La diplomatie entre en vacances ; les résultats de la conférence de Paris, que nous indiquions il y a quinze jours, ne tarderont point sans doute à être officiellement révélés au public. Pas d’incidens nouveaux du côté de l’Orient. Il n’y a plus que cette chicanière et entêtée confédération germanique qui ne veuille point goûter du repos général. Elle n’a point terminé encore sa querelle avec le Danemark. C’est sous l’influence de l’Allemagne que le Danemark paraît avoir étendu aux deux duchés la constitution commune, et c’est la confédération qui lui impose aujourd’hui l’obligation de ramener les duchés sous une constitution particulière. Il reste encore, pour mettre en pratique la concession à laquelle le Danemark a le bon sens de se résigner, des détails d’exécution à régler sur lesquels la diète fera bien de se montrer moins exigente. Il faut en effet que la diète prenne garde de ne point trop multiplier ses ingérences. La Hollande, à propos du Limbourg, se trouve dans une position à peu près semblable à celle du Danemark par rapport aux duchés. La Hollande s’émeut de ce qui se passe pour le Danemark, elle craint que les tracasseries de la confédération n’arrivent jusqu’à elle. Nous ne conseillerions point à l’Allemagne de justifier cette crainte. Le Limbourg est très heureux d’être représenté dans les chambres hollandaises, et ce serait une prétention par trop révoltante que de vouloir le faire rétrograder vers ces constitutions locales tant aimées par le parti des hobereaux allemands.
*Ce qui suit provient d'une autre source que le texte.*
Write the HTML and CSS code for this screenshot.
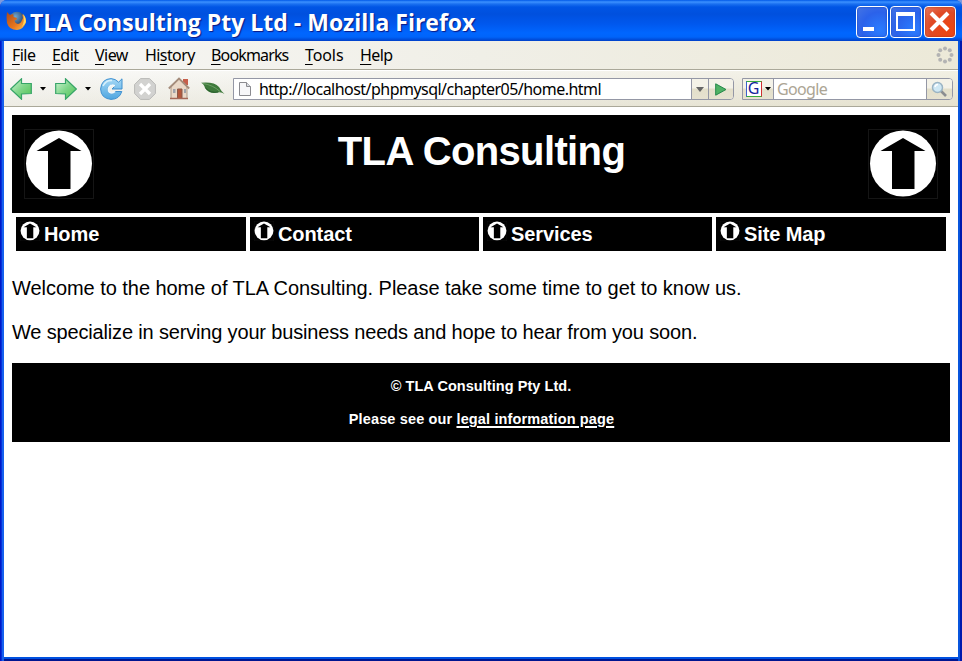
FILE: index.html
```html
<!DOCTYPE html>
<html lang="en">
<head>
<meta charset="utf-8">
<title>TLA Consulting Pty Ltd</title>
<link rel="stylesheet" href="styles.css">
</head>
<body>
<svg width="0" height="0" class="defs">
  <defs>
    <linearGradient id="green" x1="0" y1="0" x2="1" y2="1"><stop offset="0" stop-color="#d2f5d6"/><stop offset=".5" stop-color="#7fd68a"/><stop offset="1" stop-color="#4fc24f"/></linearGradient>
    <linearGradient id="blue" x1="0" y1="0" x2="0" y2="1"><stop offset="0" stop-color="#a5d8f5"/><stop offset="1" stop-color="#4fa6e0"/></linearGradient>
    <radialGradient id="globe" cx=".4" cy=".3" r=".7"><stop offset="0" stop-color="#6fa8d0"/><stop offset="1" stop-color="#142a56"/></radialGradient>
    <linearGradient id="fox" x1="0" y1="0" x2="1" y2="1"><stop offset="0" stop-color="#a8481a"/><stop offset=".6" stop-color="#e87820"/><stop offset="1" stop-color="#ffc850"/></linearGradient>
    <symbol id="logo" viewBox="0 0 70 70">
      <rect x=".5" y=".5" width="69" height="69" fill="#000" stroke="#151515"/>
      <circle cx="35" cy="34.5" r="33" fill="#fff"/>
      <path d="M35 9 57.500 22H46.500V60H24V22H12.500Z" fill="#000"/>
    </symbol>
  </defs>
</svg>
<div class="window">
  <header class="titlebar">
    <svg class="fox" width="21" height="20" viewBox="0 0 21 20">
      <circle cx="11" cy="9" r="8.300" fill="url(#globe)"/>
      <path d="M1 1 4 4Q5.500 3 7.500 3.500L7.500 6 11 7Q11 9 8.500 9.500 9 12.500 12 13 15 12.500 16 9L17 7 16 3Q20 6 20 11 18 18 11 19 3 19 1 12 0 6 1 1Z" fill="url(#fox)"/>
      <path d="M17 3Q21 7 19.500 12L16 16Q19 10 17 3Z" fill="#ffd860"/>
    </svg>
    <h1 class="caption">TLA Consulting Pty Ltd - Mozilla Firefox</h1>
    <div class="controls">
      <span class="ctl"><svg width="28" height="28"><path d="M5 19H16V23H5Z" fill="#fff"/></svg></span>
      <span class="ctl"><svg width="28" height="28"><path d="M4 4H23V23H4ZM6 8V21H21V8Z" fill="#fff" fill-rule="evenodd"/></svg></span>
      <span class="ctl close"><svg width="28" height="28"><path d="M5 5 22 22M22 5 5 22" stroke="#fff" stroke-width="4"/></svg></span>
    </div>
  </header>
  <nav class="menubar">
    <span class="m-file"><u>F</u>ile</span>
    <span class="m-edit"><u>E</u>dit</span>
    <span class="m-view"><u>V</u>iew</span>
    <span class="m-history">Hi<u>s</u>tory</span>
    <span class="m-bookmarks"><u>B</u>ookmarks</span>
    <span class="m-tools"><u>T</u>ools</span>
    <span class="m-help"><u>H</u>elp</span>
    <svg class="throbber" width="18" height="18" viewBox="0 0 18 18"><g fill="#b3b3b3"><circle cx="9" cy="2.500" r="2"/><circle cx="13.800" cy="4.200" r="2"/><circle cx="15.500" cy="9" r="2"/><circle cx="13.800" cy="13.800" r="2"/><circle cx="9" cy="15.500" r="2"/><circle cx="4.200" cy="13.800" r="2"/><circle cx="2.500" cy="9" r="2"/><circle cx="4.200" cy="4.200" r="2"/></g></svg>
  </nav>
  <div class="toolbar">
    <svg class="back" width="22" height="22" viewBox="0 0 22 22"><path d="M.7 11 11.500.8V5.500H21.300V15.500L11.500 16V21.200Z" fill="url(#green)" stroke="#37a568" stroke-width="1.200"/></svg>
    <svg class="drop" width="6" height="4"><path d="M0 0H6L3 3.500Z"/></svg>
    <svg class="forward" width="22" height="22" viewBox="0 0 22 22"><path d="M21.300 11 10.500.8V5.500H.7V15.500L10.500 16V21.200Z" fill="url(#green)" stroke="#37a568" stroke-width="1.200"/></svg>
    <svg class="drop" width="6" height="4"><path d="M0 0H6L3 3.500Z"/></svg>
    <svg class="reload" width="23" height="22" viewBox="0 0 23 22"><path d="M22 .8V11H12L15.200 7.800Q11.500 5.500 8.500 8.500 6.500 12 9 14.800 13 17 15.500 13.500H21.800Q19.500 21.300 11 21.400 1 20.500.6 11 1.500 1 11 .6 15.500.8 18.600 4.200Z" fill="url(#blue)" stroke="#3f90d0"/><path d="M15 8Q11.500 6 9 9 7.500 12 9.500 14.300 12.500 16 15 13.500" fill="none" stroke="#eef8fd" stroke-width="1.600"/><path d="M3 8Q6 2 12 2.500" fill="none" stroke="#d8f0fb" stroke-width="1.500"/></svg>
    <svg class="stop" width="22" height="22" viewBox="0 0 22 22"><path d="M6.500.6H15.500L21.400 6.500V15.500L15.500 21.400H6.500L.6 15.500V6.500Z" fill="#d2d2d0" stroke="#b9b9b7"/><path d="M6 6 16 16M16 6 6 16" stroke="#fff" stroke-width="3.200"/></svg>
    <svg class="home" width="22" height="23" viewBox="0 0 22 23"><path d="M15 2H20V8H15Z" fill="#c65f4b"/><path d="M3 10 11 2 19 10V21.500H3Z" fill="#ead9c8" stroke="#b09a85"/><path d="M.8 11.500 11 1.500 21.200 11.500" fill="none" stroke="#a58d7c" stroke-width="1.800"/><path d="M9.500 12H14V21.500H9.500Z" fill="#b4583c" stroke="#8b5b4b"/><path d="M5 12H7.500V16H5ZM16 12H18V16H16Z" fill="#a0a3aa"/><path d="M2 21.500H20" stroke="#a56857" stroke-width="1.500"/></svg>
    <svg class="leaf" width="24" height="13" viewBox="0 0 24 13"><path d="M0 .8Q13-.5 18 5 20 9 23.500 12 20 9.500 17 10.500 8 12.500 4 6 3 2 0 .8Z" fill="#3f7a3c"/><path d="M2 1.500Q12 3 19 9.500" fill="none" stroke="#79a870" stroke-width=".8"/><path d="M4.500 6Q10 11.500 17 10" fill="none" stroke="#265c2c"/></svg>
    <div class="urlbar">
      <svg class="page" width="12" height="14" viewBox="0 0 12 14"><path d="M.5.5H7.500L11.500 4.500V13.500H.5Z" fill="#f7f7f9" stroke="#8b8b90"/><path d="M7.500.5V4.500H11.500" fill="#d9dce2" stroke="#8b8b90"/></svg>
      <span class="url">http://localhost/phpmysql/chapter05/home.html</span>
      <span class="btn urldrop"><svg width="8" height="5"><path d="M0 0H8L4 5Z" fill="#666"/></svg></span>
      <span class="btn go"><svg width="12" height="13" viewBox="0 0 12 13"><path d="M.7.8 11 6.500.7 12.200Z" fill="#4fb265" stroke="#25884a"/></svg></span>
    </div>
    <div class="search">
      <span class="btn engine"><span class="g">G</span><svg width="6" height="4"><path d="M0 0H6L3 3.500Z"/></svg></span>
      <span class="hint">Google</span>
      <span class="btn glass"><svg width="17" height="17" viewBox="0 0 17 17"><path d="M10 10 15 15" stroke="#8b8d90" stroke-width="2.600"/><circle cx="6.500" cy="6.500" r="5" fill="#cfe8f4" stroke="#9bb4c4" stroke-width="1.500"/><path d="M4 6Q4.500 3.500 7 3.500" fill="none" stroke="#fff" stroke-width="1.500"/></svg></span>
    </div>
  </div>
  <main class="document">
    <div class="banner">
      <svg class="big"><use href="#logo"/></svg>
      <h2>TLA Consulting</h2>
      <svg class="big"><use href="#logo"/></svg>
    </div>
    <div class="links">
      <a><svg class="small"><use href="#logo"/></svg>Home</a>
      <a><svg class="small"><use href="#logo"/></svg>Contact</a>
      <a><svg class="small"><use href="#logo"/></svg>Services</a>
      <a><svg class="small"><use href="#logo"/></svg>Site Map</a>
    </div>
    <p class="welcome">Welcome to the home of TLA Consulting. Please take some time to get to know us.</p>
    <p class="special">We specialize in serving your business needs and hope to hear from you soon.</p>
    <footer>
      <p>© TLA Consulting Pty Ltd.</p>
      <p class="see">Please see our <span class="legal">legal information page</span></p>
    </footer>
  </main>
</div>
</body>
</html>
```
FILE: styles.css
```css
* { box-sizing: border-box; }
body { margin: 0; background: #7d9ade; overflow: hidden; }
.defs { position: absolute; }
svg { display: block; flex: none; }
.window {
  width: 962px; height: 661px; display: flex; flex-direction: column;
  border-radius: 7px 7px 0 0; overflow: hidden;
  padding: 0 4px 4px;
  background: linear-gradient(90deg, #0019c8 0 1px, #0831d9 1px 2px, #1660ee 2px 4px, transparent 4px calc(100% - 4px), #0855dd calc(100% - 4px) calc(100% - 2px), #0019ad calc(100% - 2px)),
    linear-gradient(#0050e0 0 659px, #001590 659px);
}
.titlebar {
  height: 41px; flex: none; margin: 0 -4px; padding: 2px 6px 0; display: flex; align-items: center;
  background: linear-gradient(#0058e8 0, #3c91ff 2px, #1a70f0 4px, #0055e5 7px, #0050de 14px, #0058ee 24px, #0066ff 33px, #0064fa 37px, #0040c8 41px);
}
.fox { margin-top: -1px; }
.caption {
  margin: 1px 0 0 3px; font: 700 23px/32px "Open Sans", sans-serif; color: #fff;
  white-space: nowrap; width: 520px; letter-spacing: 0; text-shadow: 1px 1px 1px #0a1883;
}
.controls { display: flex; gap: 2px; margin-left: auto; }
.ctl {
  width: 32px; height: 32px; border: 1px solid #fff; border-radius: 4px; padding: 1px;
  background: radial-gradient(circle at 75% 75%, #2a7cff, #2b62ea 55%, #4675e4);
  box-shadow: inset 0 0 2px #1641b4;
}
.ctl.close { background: radial-gradient(circle at 75% 75%, #ee4510, #df4a26 55%, #e67a60); box-shadow: inset 0 0 2px #a02808; }
.menubar {
  height: 29px; flex: none; padding: 0 4px 0 8px; display: flex; align-items: center;
  font: 16px/20px "Noto Sans", sans-serif; color: #000;
  background: linear-gradient(90deg, #f7f7f5, #f0efe7 50%, #ece9d8);
  border-bottom: 1px solid #aaa899;
}
.menubar span { white-space: nowrap; letter-spacing: -0.55px; }
.menubar u { text-underline-offset: 3px; text-decoration-thickness: 1px; }
.m-file { width: 40px; }
.m-edit { width: 43px; }
.m-view { width: 50px; }
.menubar .m-history { width: 66px; letter-spacing: -0.6px; }
.menubar .m-bookmarks { width: 94px; letter-spacing: -0.85px; }
.menubar .m-tools { width: 55px; letter-spacing: -0.1px; }
.throbber { margin-left: auto; }
.toolbar {
  height: 37px; flex: none; display: flex; align-items: center; padding: 0 5px 0 6px;
  background: linear-gradient(rgba(255,255,255,.3), rgba(210,205,180,.25)), linear-gradient(90deg, #f7f7f5, #f0efe7 50%, #ece9d8);
  border-top: 1px solid #fff; border-bottom: 1px solid #aaa899;
}
.drop { margin: 1px 9px 0 8px; }
.stop { margin-left: 11px; }
.home { margin-left: 12px; }
.leaf { margin: 0 8px 0 11px; }
.urlbar, .search { display: flex; align-items: stretch; height: 22px; border: 1px solid #9497a5; background: #fff; margin-top: 1px; }
.urlbar { width: 501px; border-radius: 0 4px 4px 0; }
.page { margin: 3px 8px 0 5px; }
.url, .hint { font: 16px/20px "Noto Sans", sans-serif; white-space: nowrap; }
.url { letter-spacing: -0.53px; flex: 1; }
.btn { display: flex; align-items: center; justify-content: center; background: linear-gradient(#f4f2e8 45%, #e3dfca 50%, #e6e2d0); border-left: 1px solid #9497a5; }
.urldrop { width: 17px; }
.go { width: 25px; border-radius: 0 3px 3px 0; }
.search { width: 211px; margin-left: 8px; border-radius: 0 4px 4px 0; }
.engine { width: 31px; border-left: 0; border-right: 1px solid #9497a5; gap: 3px; }
.g { width: 16px; height: 16px; border: 1px solid; border-color: #3aae3a #d03030 #3aae3a #3b62cc; background: #fff; color: #15239b; font: 16px/13px "Noto Sans", sans-serif; text-align: center; }
.hint { color: #aca594; flex: 1; padding-left: 3px; letter-spacing: -0.65px; }
.glass { width: 26px; border-radius: 0 3px 3px 0; }
.document { flex: 1; background: #fff; padding: 8px; font-family: "Liberation Sans", Arial, sans-serif; color: #000; }
.banner { height: 98px; background: #000; padding: 14px 12px; display: flex; justify-content: space-between; }
.big { width: 70px; height: 70px; }
.banner h2 { margin: -1px 0 0; font-size: 40px; line-height: 46px; color: #fff; white-space: nowrap; letter-spacing: -0.63px; padding-left: 1px; }
.links { display: grid; grid-template-columns: 230px 229px 229px 230px; gap: 4px; padding: 4px; }
.links a { height: 34px; background: #000; color: #fff; font-weight: bold; font-size: 20px; line-height: 34px; display: flex; padding-left: 4px; letter-spacing: -0.1px; }
.small { width: 20px; height: 20px; margin: 4px 4px 0 0; }
.document > p { margin: 0; font-size: 20px; line-height: 24px; white-space: nowrap; }
.document > .welcome { margin-top: 21px; letter-spacing: -0.045px; }
.document > .special { margin-top: 20px; letter-spacing: -0.165px; }
footer { margin-top: 19px; height: 79px; background: #000; color: #fff; font-weight: bold; text-align: center; padding-top: 14px; }
footer p { margin: 0 0 15px; font-size: 14.5px; line-height: 18px; letter-spacing: 0.05px; }
footer .see { letter-spacing: 0.14px; padding-left: 1px; }
.legal { text-decoration: underline; text-decoration-thickness: 2px; text-underline-offset: 2px; }
```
Tandis que nous inaugurions à Cherbourg un monument du génie et de la puissance militaire de la France, l’industrie et l’esprit d’entreprise accomplissaient sur l’Océan un de leurs plus merveilleux exploits. Le câble transatlantique était posé. C’est dans la rade de Cherbourg, à bord du Pera, au milieu des détonations de l’artillerie, que les membres de la chambre des communes ont appris ce grand événement. Si en ce moment quelque membre du parlement anglais avait conservé des sentimens d’amère jalousie à l’égard de nos travaux de Cherbourg, nous convenons qu’une nouvelle comme celle-là était bien faite pour consoler son amour-propre national. C’est aux victoires pacifiques et aux prodigieux miracles de l’industrie qu’appartiennent aujourd’hui la vraie grandeur et la vraie gloire. e. forcade.